Of course, it wouldn’t be a Transformer without the signature attachable keyboard, and Asus is claiming that the Transformer Prime will get a whopping 18 hours of battery life from a full charge using both the tablet and the dock.

With the Tegra 3 quad-core processor (once codenamed Kal-El), Nvidia says that you can see improvements in speed up to 3x over Tegra 2, with up to 61% less power consumption. The lower power consumption is thanks to a fifth “companion cube” “companion core” that is designed to do the easy lifting, completely shutting down the quad-core CPU when it isn’t needed. Once you start doing tasks that require significant power, everything is shifted from the companion core to the quad-cores and the companion core is shut down. Nvidia calls this process Variable Symmetric Multiprocessing or vSMP.

The GPU included in Tegra 3 utilizes 12 processing cores and can automatically convert OpenGL applications and games into stereo 3D, allowing you to hook up your tablet to a 3D HDTV or 3D head mounted display (like Sony’s upcoming HMZ-T1).

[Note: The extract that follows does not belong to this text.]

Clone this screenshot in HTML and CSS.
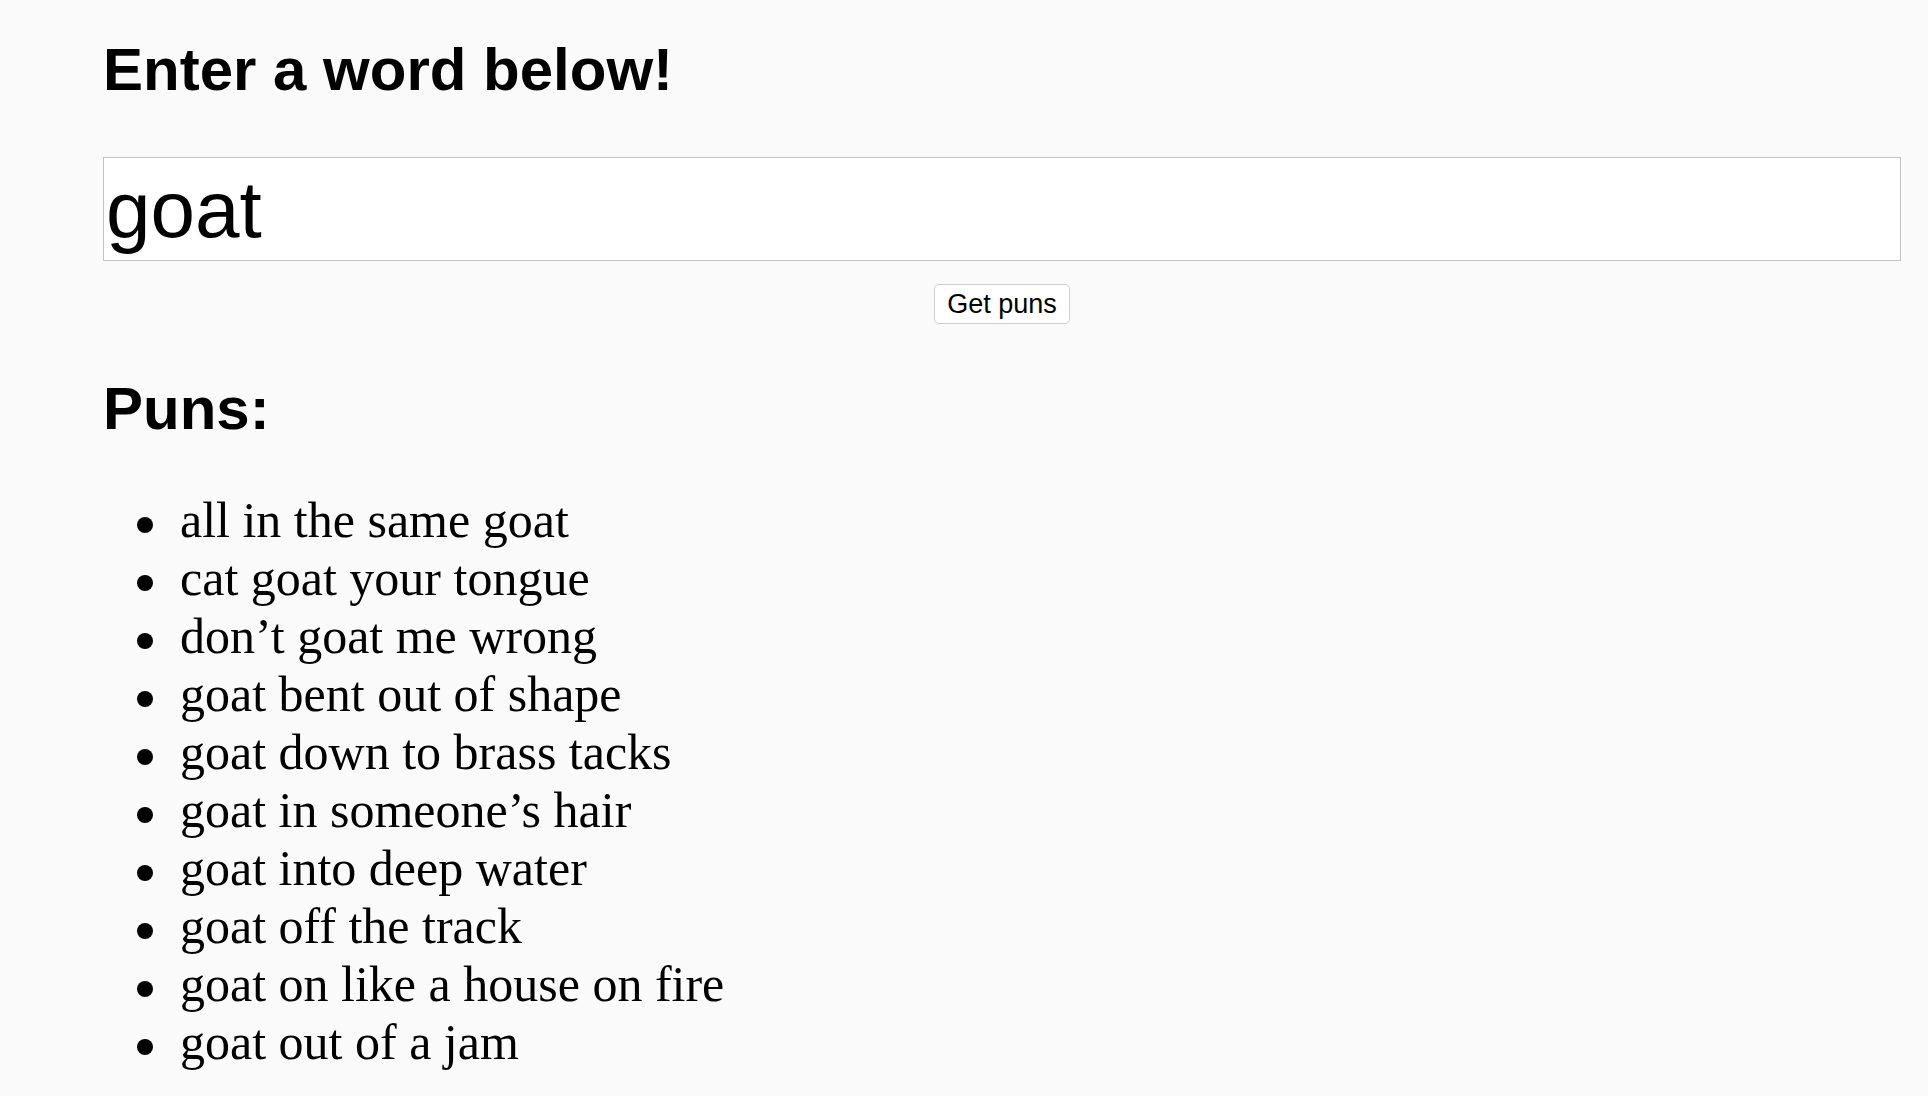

The Transformer Prime itself is an impressive 8.3mm thick, which will make it the thinnest 10″ tablet available on the market (that is, until Toshiba releases their 7.7 mm thick AT200). It is also one of the lightest 10″ tablets at 586 grams, though still behind the Galaxy Tab 10.1. This is all without the keyboard of course.

The Transformer Prime screen retains the 1280 x 800 resolution and IPS technology used on the original Transformer. 1GB of RAM accompanies the Tegra 3 processor. Unfortunately, Asus has not moved the USB port onto the tablet itself, as per Damian’s hopes; you’ll still need transform into the keyboard mode to access the USB port. Unfortunately they’ve actually reduced the count from two USB ports to one, which seems like a step backward considering the good USB peripheral support of Android Honeycomb and beyond. The Transformer Prime alone has micro-HDMI, 3.5mm headphone/mic input, a built in mic, micro-SD card reader, and stereo speakers.

The Transformer Prime is Priced at $499 for a 32GB model or $599 for a 64GB model. There are two colors available: Amethyst Grey and Champagne Gold. The keyboard dock, which includes one USB port and a full-sized SD card reader and battery (and will add 537 grams to the Transformer Prime), is optional and will run you an additional $149.